▸ **Exercise**
The listing below begins with the first line you should copy; stop after the line containing "string; description: string;", and drop every picture.

═══ Information provided ═══

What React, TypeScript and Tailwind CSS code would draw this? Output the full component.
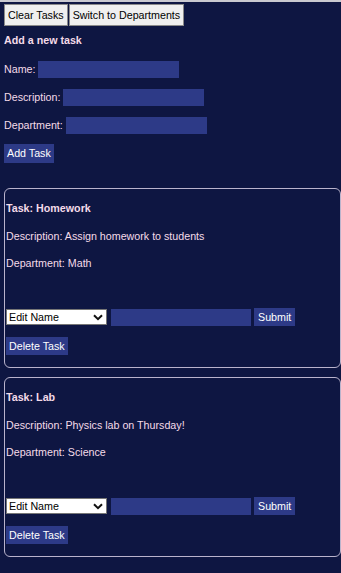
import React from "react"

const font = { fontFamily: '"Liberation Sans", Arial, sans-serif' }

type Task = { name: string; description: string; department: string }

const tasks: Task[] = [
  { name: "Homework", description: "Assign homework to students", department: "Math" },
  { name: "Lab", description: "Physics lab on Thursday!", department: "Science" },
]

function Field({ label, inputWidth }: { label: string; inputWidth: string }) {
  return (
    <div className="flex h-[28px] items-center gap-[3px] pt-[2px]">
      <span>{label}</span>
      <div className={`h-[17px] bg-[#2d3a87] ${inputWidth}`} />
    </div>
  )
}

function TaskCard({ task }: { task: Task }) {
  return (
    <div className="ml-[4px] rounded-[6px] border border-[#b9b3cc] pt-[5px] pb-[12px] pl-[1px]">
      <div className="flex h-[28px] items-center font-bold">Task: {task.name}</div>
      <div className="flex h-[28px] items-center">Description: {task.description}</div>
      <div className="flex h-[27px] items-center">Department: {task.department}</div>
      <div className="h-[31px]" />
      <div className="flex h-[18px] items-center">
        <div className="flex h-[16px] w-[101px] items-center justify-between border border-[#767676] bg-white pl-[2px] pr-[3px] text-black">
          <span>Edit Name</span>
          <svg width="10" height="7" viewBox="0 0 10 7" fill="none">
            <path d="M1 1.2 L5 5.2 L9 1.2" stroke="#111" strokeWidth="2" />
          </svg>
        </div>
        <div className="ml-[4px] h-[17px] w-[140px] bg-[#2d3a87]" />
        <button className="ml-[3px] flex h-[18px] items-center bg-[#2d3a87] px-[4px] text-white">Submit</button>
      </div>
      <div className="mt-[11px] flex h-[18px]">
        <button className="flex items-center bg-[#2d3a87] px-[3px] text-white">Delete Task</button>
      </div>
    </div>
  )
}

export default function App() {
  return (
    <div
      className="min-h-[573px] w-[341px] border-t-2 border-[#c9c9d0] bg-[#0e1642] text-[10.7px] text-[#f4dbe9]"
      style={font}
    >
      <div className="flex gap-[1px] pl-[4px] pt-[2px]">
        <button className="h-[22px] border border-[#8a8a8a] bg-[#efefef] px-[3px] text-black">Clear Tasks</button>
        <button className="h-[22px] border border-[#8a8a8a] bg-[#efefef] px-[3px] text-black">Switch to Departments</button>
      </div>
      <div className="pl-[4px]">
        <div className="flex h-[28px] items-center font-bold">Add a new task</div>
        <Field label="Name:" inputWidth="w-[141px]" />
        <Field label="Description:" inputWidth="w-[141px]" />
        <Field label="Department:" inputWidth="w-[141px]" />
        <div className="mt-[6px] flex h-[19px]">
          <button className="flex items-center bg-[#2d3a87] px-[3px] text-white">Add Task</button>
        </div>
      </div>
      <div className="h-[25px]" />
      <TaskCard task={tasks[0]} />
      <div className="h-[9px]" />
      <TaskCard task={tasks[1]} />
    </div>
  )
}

═══

▸ **Task output**
What React, TypeScript and Tailwind CSS code would draw this? Output the full component.
import React from "react"

const font = { fontFamily: '"Liberation Sans", Arial, sans-serif' }

type Task = { name: string; description: string; department: string }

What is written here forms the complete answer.